As individuals, there are points/parts of our lives that match-up with those of others and more still which are common to the human condition, and inevitably in our human story we connect. We do these things—these sacraments, then—because there is an even broader story—not only a history, but a story that we work at continually to remember that it is a story where ours fits in.

We have different experiences, different paths that lead us to these intersections of God’s story and our own.

Baptism, as an intersection, links us ever more so.
  
It draws our stories together with one another, to Christ and to God. So that as the baptized Body of Christ, our stories, like ourselves, are inter-connected. If we understand them in the context of God’s story, like bath and table, they take on a sacramental quality.

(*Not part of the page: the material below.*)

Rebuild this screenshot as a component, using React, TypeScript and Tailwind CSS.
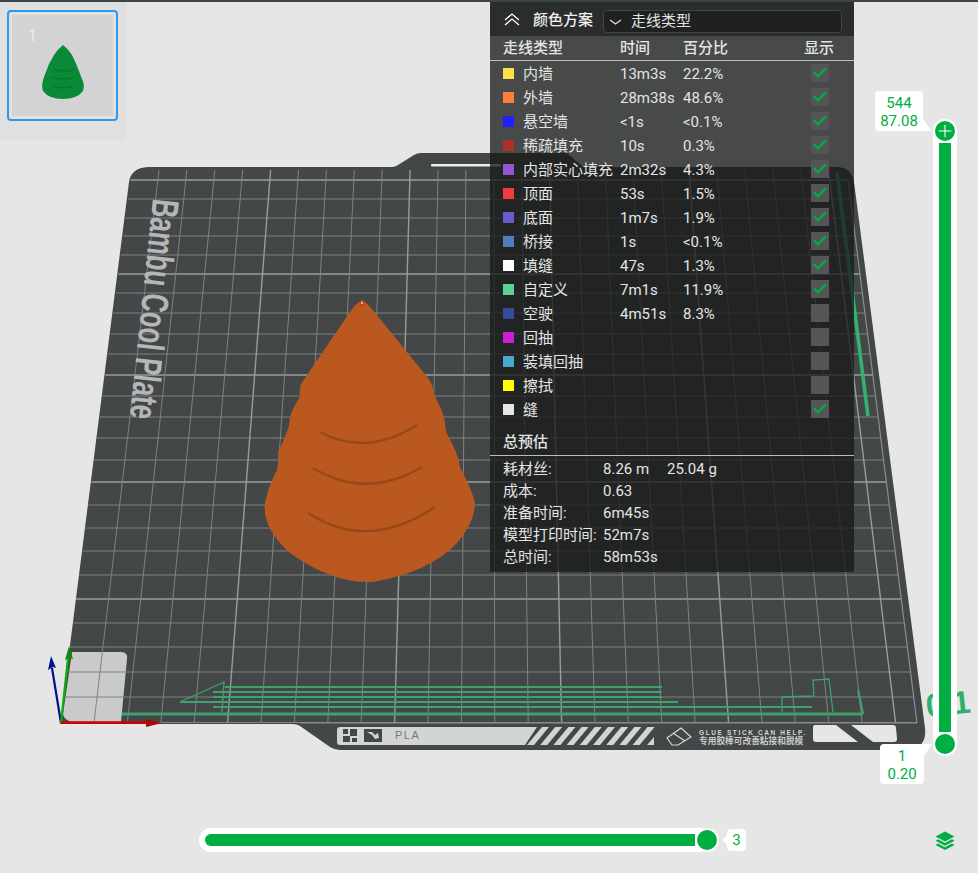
import React from 'react';
import { Check, Plus } from 'lucide-react';

const sans = "font-['Roboto','Noto_Sans_CJK_SC',sans-serif]";

const rows = [
  { name: '内墙', color: '#ffe04a', time: '13m3s', pct: '22.2%', on: true },
  { name: '外墙', color: '#ff7d38', time: '28m38s', pct: '48.6%', on: true },
  { name: '悬空墙', color: '#1f1fff', time: '<1s', pct: '<0.1%', on: true },
  { name: '稀疏填充', color: '#b03029', time: '10s', pct: '0.3%', on: true },
  { name: '内部实心填充', color: '#9654cc', time: '2m32s', pct: '4.3%', on: true },
  { name: '顶面', color: '#f03c3c', time: '53s', pct: '1.5%', on: true },
  { name: '底面', color: '#6b5ccc', time: '1m7s', pct: '1.9%', on: true },
  { name: '桥接', color: '#4d80ba', time: '1s', pct: '<0.1%', on: true },
  { name: '填缝', color: '#ffffff', time: '47s', pct: '1.3%', on: true },
  { name: '自定义', color: '#5ed194', time: '7m1s', pct: '11.9%', on: true },
  { name: '空驶', color: '#384a9c', time: '4m51s', pct: '8.3%', on: false },
  { name: '回抽', color: '#cc1fd1', time: '', pct: '', on: false },
  { name: '装填回抽', color: '#4aa8cc', time: '', pct: '', on: false },
  { name: '擦拭', color: '#ffff00', time: '', pct: '', on: false },
  { name: '缝', color: '#e6e6e6', time: '', pct: '', on: true },
];

const summary = [
  { label: '耗材丝:', value: '8.26 m', extra: '25.04 g' },
  { label: '成本:', value: '0.63' },
  { label: '准备时间:', value: '6m45s' },
  { label: '模型打印时间:', value: '52m7s' },
  { label: '总时间:', value: '58m53s' },
];

// bed grid, read off the perspective of the plate
const gridY = [180, 199, 218, 236, 255, 274, 293, 313, 334, 354, 375, 396, 417, 438, 460, 482, 505, 528, 551, 575, 599, 623, 647, 672, 697, 723];
const gridX = Array.from({ length: 25 }, (_, i) => i);

const CONE =
  'M362 300 Q366 302 372 309 L428 378 Q434 386 433 393 Q443 410 445 422 Q445 428 447 434 Q459 455 460 467 Q472 490 475 503 Q475 522 457 543 Q430 572 373 582 Q333 584 290 553 Q262 528 265 503 Q268 487 277 470 Q279 460 278 452 Q286 436 289 426 Q289 412 300 397 Q299 390 301 384 L350 312 Q356 303 362 300 Z';
const coneRings = Array.from({ length: 240 }, (_, i) => i);

function Bed() {
  return (
    <svg className="absolute inset-0" width="978" height="873" viewBox="0 0 978 873">
      <defs>
        <clipPath id="plate">
          <path d="M132 169 L842 169 L848 180 L917 723 L60 723 Z" />
        </clipPath>
        <clipPath id="cone">
          <path d={CONE} />
        </clipPath>
      </defs>

      <path
        d="M148 167 L392 167 Q395 167 398 165 L414 155 Q417 153 421 153 L567 153 L583 167 L838 167 Q852 168 854 182 L925 728 Q927 748 908 750 L340 750 Q335 750 330 747 L300 726 Q297 724 292 724 L60 724 L129 182 Q131 168 148 167 Z"
        fill="#434747"
      />
      <rect x="431" y="164" width="70" height="2.5" rx="1" fill="#eeeeee" />

      <path d="M72 652 L121 652 Q128 652 127 659 L121 722 L72 722 Q64 720 63 714 Z" fill="#c9cbca" />

      <g clipPath="url(#plate)" fill="none">
        {gridY.map((y, i) => (
          <line key={y} x1="40" x2="940" y1={y} y2={y} stroke={i % 5 === 0 ? '#999c9b' : '#7f8382'} strokeWidth={i % 5 === 0 ? 1.4 : 1} />
        ))}
        {gridX.map((i) => (
          <line
            key={i}
            x1={159 + 27.9 * i}
            y1="170"
            x2={94 + 33.4 * i}
            y2="723"
            stroke={i % 5 === 4 ? '#999c9b' : '#7f8382'}
            strokeWidth={i % 5 === 4 ? 1.4 : 1}
          />
        ))}
      </g>
      <path d="M848 180 L917 723 L300 723" fill="none" stroke="#8a8e8d" strokeWidth="1.2" />

      <text
        transform="translate(153 198) rotate(96)"
        textLength="221"
        lengthAdjust="spacingAndGlyphs"
        fontFamily="Liberation Sans, sans-serif"
        fontWeight="700"
        fontSize="38"
        fill="#b5b7b7"
      >
        Bambu Cool Plate
      </text>

      {/* travel / custom toolpath lines on the plate */}
      <g stroke="#3fa16b" fill="none">
        <path d="M225 687 H662 M213 692 H662 M213 697 H662 M180 702 H678 M213 707 H812" strokeWidth="2.2" />
        <path d="M122 714 H863" strokeWidth="3" />
        <path d="M180 702 L224 682 L222 712" strokeWidth="1.3" />
        <path d="M782 712 L782 697 L814 696 L813 680 L829 679 L833 712" strokeWidth="1.3" />
        <path d="M858 690 L863 714" strokeWidth="2.2" />
        <path d="M837 172 L868 416" strokeWidth="3.6" stroke="#36b070" />
      </g>

      {/* plate footer */}
      <path d="M340 727 H537 L525 745 H340 Q337 745 337 742 V730 Q337 727 340 727 Z" fill="#d3d5d4" />
      <rect x="343" y="729" width="14" height="13" fill="#434747" />
      <path d="M349 729 V735 H343 M351 742 V737 H357" stroke="#d3d5d4" strokeWidth="2" fill="none" />
      <rect x="364" y="729" width="18" height="13" fill="#434747" />
      <path d="M367 732 H372 L375 735 L378 733 L379 738 L375 739 L372 735 Z" fill="#d3d5d4" />
      <text x="395" y="739" fontFamily="Liberation Sans, sans-serif" fontSize="11" letterSpacing="1.5" fill="#77797a">
        PLA
      </text>
      {Array.from({ length: 9 }, (_, i) => (
        <path key={i} d={`M${527 + i * 13.2} 745 L${542 + i * 13.2} 727 L${549 + i * 13.2} 727 L${534 + i * 13.2} 745 Z`} fill="#d3d5d4" />
      ))}
      <path d="M647 745 L654 737 L654 745 Z" fill="#d3d5d4" />
      <path d="M667 738 L681 728 L691 737 L678 745 L672 745 Z M673 733 L685 741" fill="none" stroke="#d6d8d7" strokeWidth="1.2" />
      <text x="699" y="734.5" textLength="106" fontFamily="Liberation Sans, sans-serif" fontWeight="700" fontSize="6.5" fill="#d6d8d7">
        GLUE STICK CAN HELP.
      </text>
      <text x="699" y="744" fontFamily="Noto Sans CJK SC, sans-serif" fontWeight="700" fontSize="8.7" fill="#c8cac9">
        专用胶棒可改善粘接和脱模
      </text>
      <path d="M815 725 H836 L858 742 H816 Q813 742 813 739 V727 Q813 725 815 725 Z" fill="#e6e6e6" />
      <path d="M851 725 H893 Q896 725 896 728 L897 739 Q897 742 894 742 H873 Z" fill="#e6e6e6" />

      {/* printed model: the layer lines are what gives the moire */}
      <path d={CONE} fill="#bf5c22" />
      <g clipPath="url(#cone)" fill="none">
        {coneRings.map((i) => {
          const t = i / 239;
          const y = 300 + t * 230;
          const w = 6 + t * 170;
          return (
            <path
              key={i}
              d={`M${365 - w} ${y} Q365 ${y + w * 0.62} ${365 + w} ${y}`}
              stroke="#8c3e13"
              strokeOpacity="0.26"
              strokeWidth="0.6"
              strokeDasharray="2 1"
            />
          );
        })}
        <path d="M320 432 Q366 457 417 425" stroke="#8f4519" strokeOpacity="0.8" strokeWidth="2.4" />
        <path d="M313 468 Q366 500 422 467" stroke="#8f4519" strokeOpacity="0.8" strokeWidth="2.4" />
        <path d="M308 513 Q368 552 435 507" stroke="#8f4519" strokeOpacity="0.8" strokeWidth="2.4" />
      </g>
      <circle cx="362" cy="304" r="2.5" fill="#d8391f" />
      <circle cx="362" cy="303" r="0.9" fill="#f4e3da" />

      {/* axes */}
      <path d="M61 723 L52 668" stroke="#000f8a" strokeWidth="2.2" />
      <path d="M51 656 L56 668 L53 667 L48 670 Z" fill="#000f8a" />
      <path d="M61 723 L68 658" stroke="#06b10b" strokeWidth="2.2" />
      <path d="M69 646 L73 659 L69 658 L65 660 Z" fill="#0e8a12" />
      <path d="M61 722.5 H150" stroke="#d10000" strokeWidth="2.6" />
      <path d="M162 723 L146 719 L146 727 Z" fill="#a80808" />

      {/* plate number, hanging past the bed */}
      <text
        transform="translate(927 717) rotate(-6)"
        fontFamily="Liberation Sans, sans-serif"
        fontWeight="700"
        fontSize="32"
        fill="#2fb069"
      >
        <tspan>0</tspan>
        <tspan dx="9">1</tspan>
      </text>
    </svg>
  );
}

function Thumbnail() {
  return (
    <div className="absolute left-0 top-[2px] w-[127px] h-[138px] bg-[#e0e0e0] rounded-br pl-[7px] pt-2">
      <div className="relative w-[111px] h-[111px] rounded border-2 border-[#2b99f0] bg-[#e0e0e0] p-[3px]">
        <div className="w-full h-full bg-[#d3d3d3] pl-4 pt-2">
          <span className={`${sans} text-base leading-5 text-[#eeeeee]`}>1</span>
        </div>
        <svg className="absolute left-[31px] top-[32px]" width="46" height="56" viewBox="38 43 46 56">
          <path
            d="M61 44 Q66 48 70 54 Q73 60 75 65 L80 78 Q83 84 81 90 Q75 98 61 98 Q47 98 41 90 Q39 84 42 76 L47 63 Q50 58 52 54 Q56 48 61 44 Z"
            fill="#0a8a36"
          />
          <path d="M52 68 Q62 72 72 68 M50 76 Q61 80 73 76 M50 85 Q61 89 73 85" fill="none" stroke="#05501f" strokeWidth="0.7" strokeDasharray="3 1.5" />
        </svg>
      </div>
    </div>
  );
}

function Panel() {
  return (
    <div className={`${sans} absolute left-[490px] top-[2px] w-[364px] h-[570px] bg-[#191a1a]/[.77] text-[15px] text-[#e4e4e4]`}>
      <div className="flex items-center h-[34px] bg-[#2b2d2d] pl-[14px] pr-3">
        <svg width="16" height="13" viewBox="0 0 16 13" fill="none" stroke="#ffffff" strokeWidth="1.3">
          <path d="M1 7 L8 1 L15 7 M1 12 L8 6 L15 12" />
        </svg>
        <span className="ml-[13px] mt-[2px] w-[70px] font-medium text-[#f0f0f0]">颜色方案</span>
        <div className="flex items-center flex-1 h-[23px] mt-[5px] rounded border border-[#444646] bg-[#1f2121] pl-[5px]">
          <svg width="13" height="6" viewBox="0 0 13 6" fill="none" stroke="#e4e4e4" strokeWidth="1.2">
            <path d="M1 1 Q4 3 6.5 5 Q9 3 12 1" />
          </svg>
          <span className="ml-[9px]">走线类型</span>
        </div>
      </div>

      <div className="flex items-center h-[25px] pl-[13px] border-b border-[#bdbdbd] font-medium">
        <span className="w-[117px]">走线类型</span>
        <span className="w-[63px]">时间</span>
        <span className="w-[121px]">百分比</span>
        <span>显示</span>
      </div>

      {rows.map((r) => (
        <div key={r.name} className="flex items-center h-6 pl-[13px]">
          <span className="w-[11px] h-[11px] mr-[9px]" style={{ backgroundColor: r.color }} />
          <span className="w-[97px] pt-[2px] whitespace-nowrap">{r.name}</span>
          <span className="w-[63px] pt-[2px]">{r.time}</span>
          <span className="w-[128px] pt-[2px]">{r.pct}</span>
          <span className="flex items-center justify-center w-[18px] h-[18px] bg-[#555555]">
            {r.on && <Check className="w-4 h-4 text-[#00ae42]" strokeWidth={3.5} />}
          </span>
        </div>
      ))}

      <div className="flex items-end h-[35px] pl-[13px] pb-[2px] border-b border-[#bdbdbd] font-medium">总预估</div>

      <div className="pt-[2px] pl-[13px]">
        {summary.map((s) => (
          <div key={s.label} className="flex items-center h-[22px]">
            <span className="w-[100px] whitespace-nowrap">{s.label}</span>
            <span className="w-[64px]">{s.value}</span>
            {s.extra && <span>{s.extra}</span>}
          </div>
        ))}
      </div>
    </div>
  );
}

function LayerSlider() {
  return (
    <div className={`${sans} text-[15px] leading-[18px] text-[#00ae42] text-center`}>
      <div className="absolute left-[933px] top-[119px] w-6 h-[637px] rounded-full bg-white flex flex-col items-center justify-between">
        <div className="w-6 h-6 rounded-full border-2 border-white bg-[#00ae42] flex items-center justify-center">
          <Plus className="w-5 h-5 text-white" strokeWidth={1.3} />
        </div>
        <div className="w-3 flex-1 bg-[#00ae42]" />
        <div className="w-6 h-6 rounded-full border-2 border-white bg-[#00ae42]" />
      </div>

      <div className="absolute left-[875px] top-[91px] w-12 h-10 rounded-tl rounded-tr rounded-bl bg-white py-[3px]">
        <div>544</div>
        <div>87.08</div>
      </div>
      <div className="absolute left-[923px] top-[119px] w-[9px] h-3 bg-white [clip-path:polygon(0_0,100%_100%,0_100%)]" />

      <div className="absolute left-[880px] top-[744px] w-11 h-10 rounded-bl rounded-br rounded-tl bg-white py-[3px]">
        <div>1</div>
        <div>0.20</div>
      </div>
      <div className="absolute left-[924px] top-[744px] w-2 h-3 bg-white [clip-path:polygon(0_0,100%_0,0_100%)]" />
    </div>
  );
}

function MoveSlider() {
  return (
    <div className={`${sans} text-[15px] text-[#00ae42]`}>
      <div className="absolute left-[199px] top-[828px] w-[520px] h-6 rounded-full bg-white flex items-center pl-[6px]">
        <div className="flex-1 h-3 rounded-l-full bg-[#00ae42]" />
        <div className="w-6 h-6 rounded-full border-2 border-white bg-[#00ae42]" />
      </div>
      <div className="absolute left-[722px] top-[835px] w-[5px] h-[10px] bg-white [clip-path:polygon(100%_0,100%_100%,0_50%)]" />
      <div className="absolute left-[727px] top-[829px] w-[19px] h-[22px] rounded-sm bg-white flex items-center justify-center">3</div>
    </div>
  );
}

function LayersIcon() {
  return (
    <svg className="absolute left-[935px] top-[831px]" width="20" height="19" viewBox="0 0 20 19" fill="#00ae42">
      <path d="M10 0.5 L19.5 5.5 L10 10.5 L0.5 5.5 Z" />
      <path d="M3 8.3 L10 12 L17 8.3 L19.5 9.8 L10 14.8 L0.5 9.8 Z" />
      <path d="M3 12.6 L10 16.2 L17 12.6 L19.5 14 L10 19 L0.5 14 Z" />
    </svg>
  );
}

export default function App() {
  return (
    <div className="relative w-full h-[873px] overflow-hidden bg-[#e6e6e6]">
      <Bed />
      <div className="absolute inset-x-0 top-0 h-[2px] bg-[#3a4547]" />
      <Thumbnail />
      <Panel />
      <LayerSlider />
      <MoveSlider />
      <LayersIcon />
    </div>
  );
}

Anamnesis of these stories then would mean that we understand not only our own experiences as wholly redeemed in Christ, but ourselves, and our lives as outward and visible signs of God’s grace in the world.

In this way, then we begin to see that the stories that we rehearse week to week—the moments that we un-forget are not only select parts of biblical narrative  memorialized for our own edification. Instead these become the connective tissue of the Body of Christ, because the story of God and God’s People becomes our own.


 And so if we understand that through our lives and our actions, we’re called to incarnate God’s story in Christ through our stories—I think we begin to see how very powerful our stories really are; and we begin to recognize our own baptism as the epiphany—the unforgotten revelation of God—that it truly is.